**Directions**: State how many lines of the entries hold the string "component", and output nothing but that count.

**Records supplied**:

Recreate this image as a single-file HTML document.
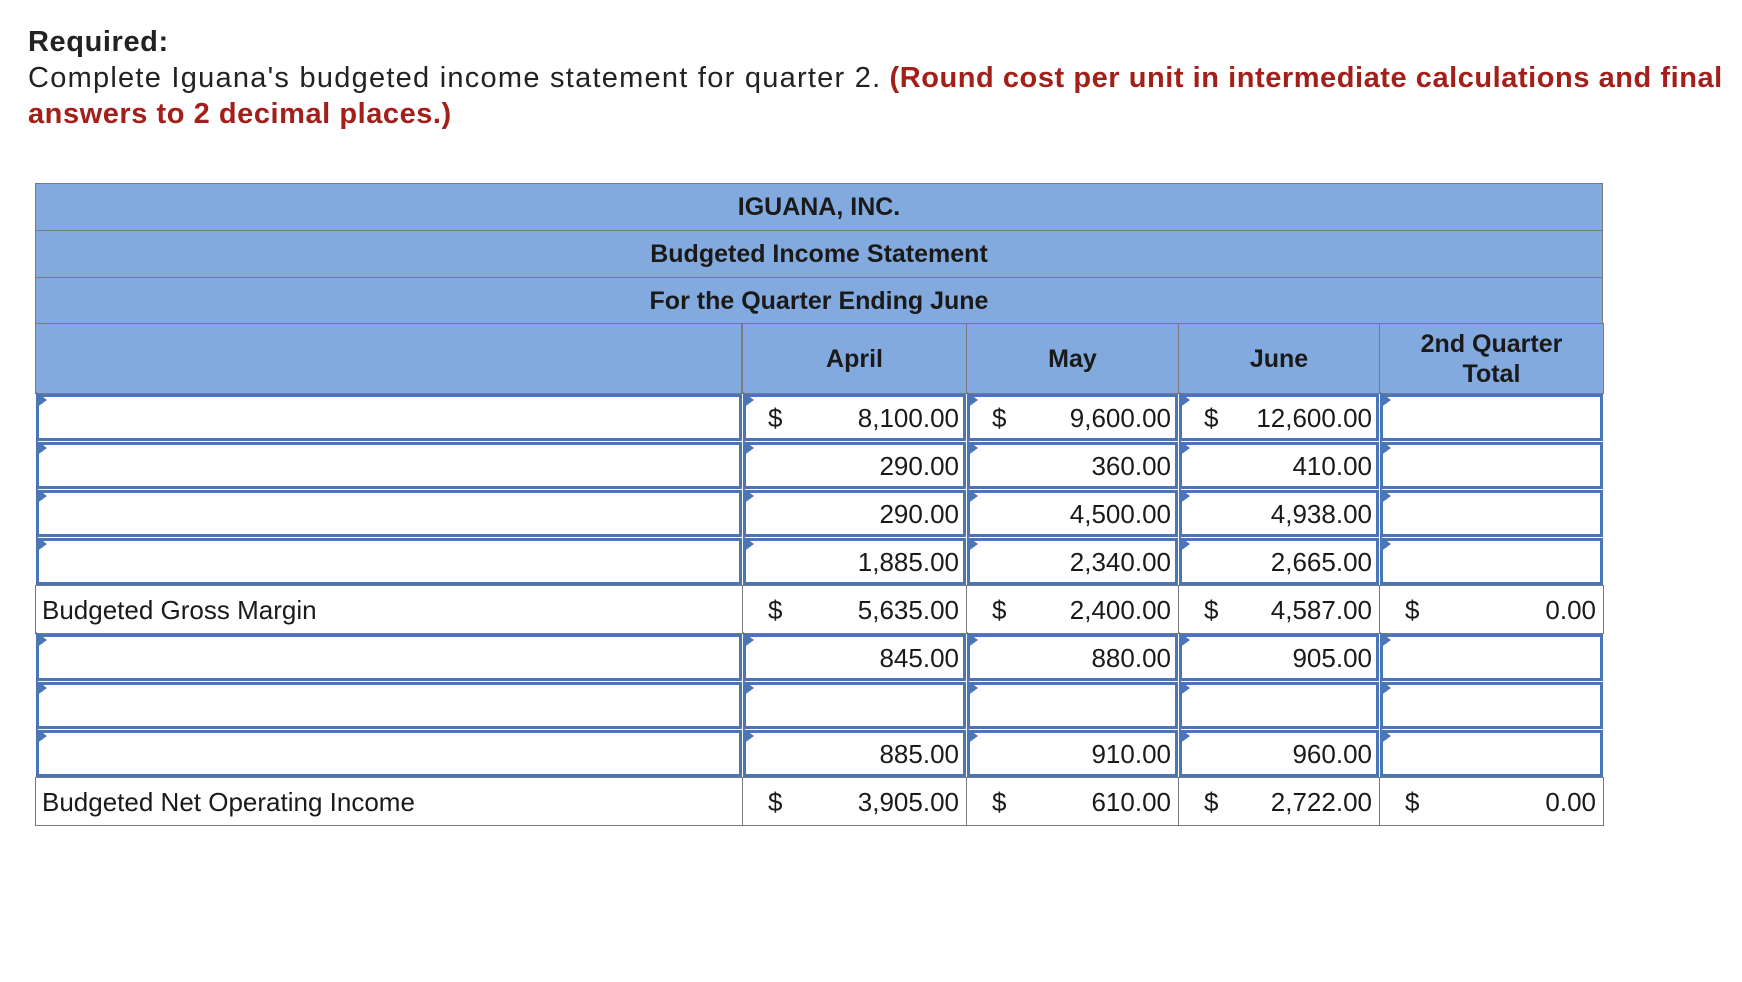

--

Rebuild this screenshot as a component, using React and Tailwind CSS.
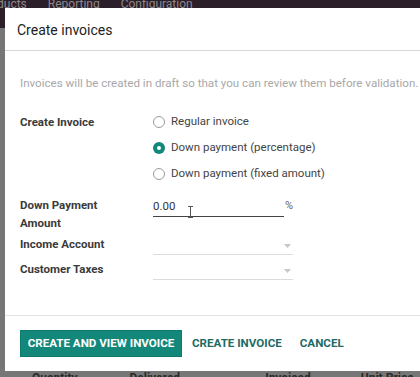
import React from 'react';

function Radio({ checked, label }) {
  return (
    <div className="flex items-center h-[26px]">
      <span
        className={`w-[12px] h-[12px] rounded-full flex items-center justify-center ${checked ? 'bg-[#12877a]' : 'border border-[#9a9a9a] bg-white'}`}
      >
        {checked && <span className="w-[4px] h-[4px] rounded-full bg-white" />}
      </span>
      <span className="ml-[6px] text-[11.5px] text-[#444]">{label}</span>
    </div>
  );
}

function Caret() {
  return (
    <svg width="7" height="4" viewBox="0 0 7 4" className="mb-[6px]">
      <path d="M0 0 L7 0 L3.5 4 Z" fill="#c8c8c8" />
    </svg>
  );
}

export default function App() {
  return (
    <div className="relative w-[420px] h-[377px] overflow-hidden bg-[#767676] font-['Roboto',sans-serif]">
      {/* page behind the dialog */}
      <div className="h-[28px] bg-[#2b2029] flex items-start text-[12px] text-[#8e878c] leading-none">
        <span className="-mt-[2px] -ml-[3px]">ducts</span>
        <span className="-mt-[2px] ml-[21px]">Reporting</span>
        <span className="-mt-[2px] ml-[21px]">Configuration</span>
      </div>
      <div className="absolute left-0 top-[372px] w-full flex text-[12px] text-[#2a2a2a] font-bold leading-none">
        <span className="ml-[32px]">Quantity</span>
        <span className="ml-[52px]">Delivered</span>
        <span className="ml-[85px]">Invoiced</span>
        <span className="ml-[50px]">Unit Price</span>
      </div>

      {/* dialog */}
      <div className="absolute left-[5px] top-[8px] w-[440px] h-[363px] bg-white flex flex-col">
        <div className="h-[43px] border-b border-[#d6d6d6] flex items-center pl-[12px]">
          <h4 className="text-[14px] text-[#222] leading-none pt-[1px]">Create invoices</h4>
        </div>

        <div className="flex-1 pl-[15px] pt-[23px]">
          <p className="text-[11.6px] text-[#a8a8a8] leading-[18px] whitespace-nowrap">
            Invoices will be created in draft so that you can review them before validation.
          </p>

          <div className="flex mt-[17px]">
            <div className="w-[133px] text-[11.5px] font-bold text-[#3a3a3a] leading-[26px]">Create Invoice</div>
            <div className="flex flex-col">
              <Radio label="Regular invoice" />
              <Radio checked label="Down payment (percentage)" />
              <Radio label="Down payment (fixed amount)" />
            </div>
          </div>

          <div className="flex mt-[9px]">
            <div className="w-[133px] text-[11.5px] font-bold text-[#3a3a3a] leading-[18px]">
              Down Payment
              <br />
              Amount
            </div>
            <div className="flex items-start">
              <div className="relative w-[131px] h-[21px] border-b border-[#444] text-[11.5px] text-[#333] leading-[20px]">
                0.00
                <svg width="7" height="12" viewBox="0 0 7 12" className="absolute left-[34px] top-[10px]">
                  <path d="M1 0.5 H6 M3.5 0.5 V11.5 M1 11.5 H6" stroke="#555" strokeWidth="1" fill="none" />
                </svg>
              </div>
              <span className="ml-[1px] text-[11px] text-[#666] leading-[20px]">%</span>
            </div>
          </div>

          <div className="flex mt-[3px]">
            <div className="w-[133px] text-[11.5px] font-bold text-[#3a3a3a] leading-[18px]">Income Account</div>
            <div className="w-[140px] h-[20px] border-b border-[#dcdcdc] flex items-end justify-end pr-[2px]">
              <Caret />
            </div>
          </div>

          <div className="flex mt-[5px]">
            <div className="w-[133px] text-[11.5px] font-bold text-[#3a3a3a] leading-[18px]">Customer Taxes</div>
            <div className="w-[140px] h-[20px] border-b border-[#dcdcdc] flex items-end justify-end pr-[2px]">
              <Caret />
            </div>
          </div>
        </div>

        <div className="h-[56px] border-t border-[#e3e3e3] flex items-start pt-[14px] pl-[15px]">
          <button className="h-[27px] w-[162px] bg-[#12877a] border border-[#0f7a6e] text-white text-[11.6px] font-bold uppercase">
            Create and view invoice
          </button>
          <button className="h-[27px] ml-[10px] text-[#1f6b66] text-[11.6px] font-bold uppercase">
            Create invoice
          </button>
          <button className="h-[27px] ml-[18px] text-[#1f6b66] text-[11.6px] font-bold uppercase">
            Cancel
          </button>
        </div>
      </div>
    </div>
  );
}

...

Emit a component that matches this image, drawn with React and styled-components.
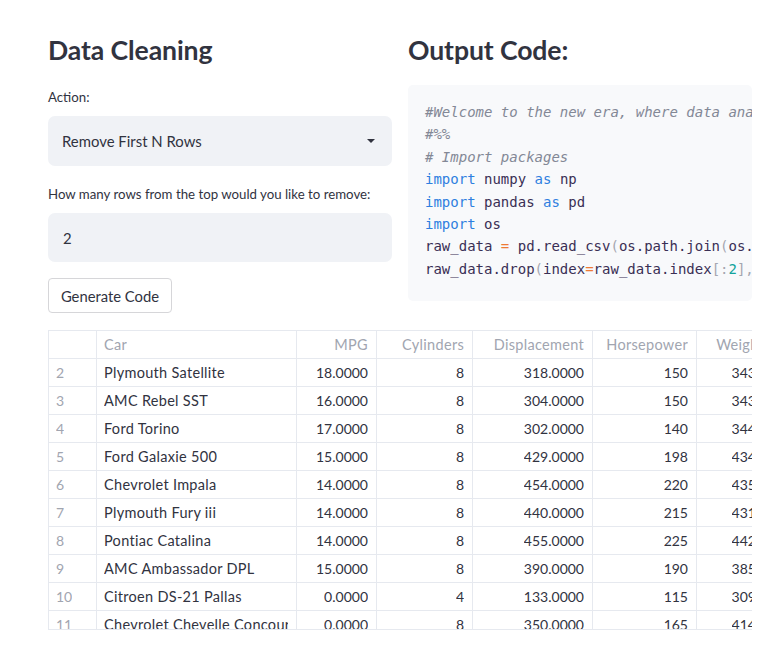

**Result for this task**: 2